L'UFC Que Choisir et de nombreux distributeurs comme la Fnac ou Virgin dénoncent l'incompatibilité entre les différents formats de fichiers musicaux vendus par les distributeurs (Apple, Sony, Microsoft) et les baladeurs numériques. Que comptez-vous faire pour régler ce problème qui porte atteinte à l'industrie et la libre concurrence ?
Soyons clair, je suis pour l'interopérabilité, c'est un enjeu important. Les constructeurs de baladeurs, en rendant incompatibles leur différent système, portent une responsabilité évidente. On ne peut pas à la fois reprocher à des millions d'internautes de se procurer des titres musicaux sur Internet en toute illégalité lorsque les moyens légaux sont chers, difficilement accessibles, peu ergonomiques, et en plus, non compatibles entre eux. C'est pourquoi nous avons commandé un rapport au professeur Kahn afin de considérer les conditions de faisabilité d'une telle interopérabilité. Ce rapport devrait être rendu ces prochains jours. Nous pourrons alors étudier la question en détails.

Pourquoi Bercy a-t-il ressenti le besoin de chapeauter la charte anti-piraterie entre FAI et éditeurs ?
Notre action a eu un grand avantage : elle a permis à ces acteurs de se mettre autour d'une table pour dialoguer directement, sans passer par l'AFP. Cette charte marque le commencement d'une déontologie volontaire et commune à ces industries pour lutter ensemble contre le piratage. Il a fallu trouver un terrain d'entente entre les FAI, qui ne voulaient pas être tenu responsables du téléchargement illégal en France, et les éditeurs, qui voulaient interdire le peer-to-peer en France. Ce fut difficile, mais nous avons réussi.

Je continue à pousser le Mpeg4."
Pourquoi l'industrie du cinéma, qui est également victime du téléchargement illégal, n'était pas présente autour de la table ?
Il est vrai que l'industrie du cinéma connaît les mêmes problèmes.
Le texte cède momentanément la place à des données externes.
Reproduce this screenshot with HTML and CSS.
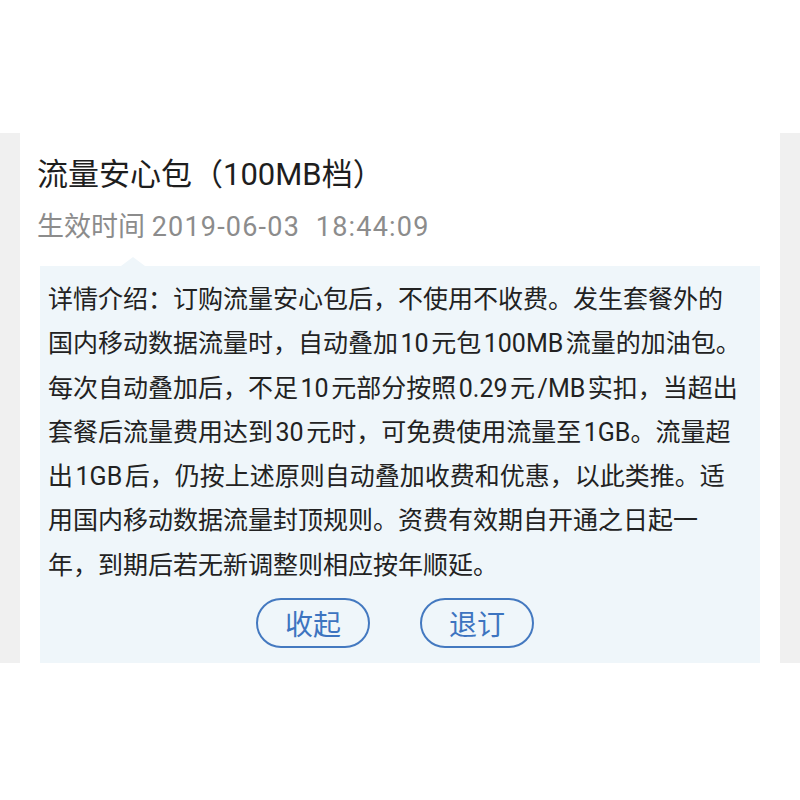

Elle est encore préservée du fait de la taille des fichiers à télécharger. Mais les usages qui s'instaurent avec le développement du haut débit vont changer la donne, le cinéma risque d'affronter sur Internet les mêmes problèmes que le disque. Et les professionnels s'en inquiètent, non sans raison. Pour eux, l'effet risque d'être dévastateur. Le préjudice est bien plus important lorsqu'il s'agit d'un film que lorsqu'il s'agit d'un titre ou d'un album. L'industrie du cinéma aurait donc intérêt à instaurer un réflexe culturel pour habituer les internautes à acheter les films en ligne. Dans ce but, il ne faudrait pas qu'elle tarde de trop à proposer des plate-formes de vente ou de location de films sur Internet. Je pense que la signature d'une charte entre FAI et producteurs, sur le modèle de ce qui a été fait pour la musique, pourrait prochainement voir le jour.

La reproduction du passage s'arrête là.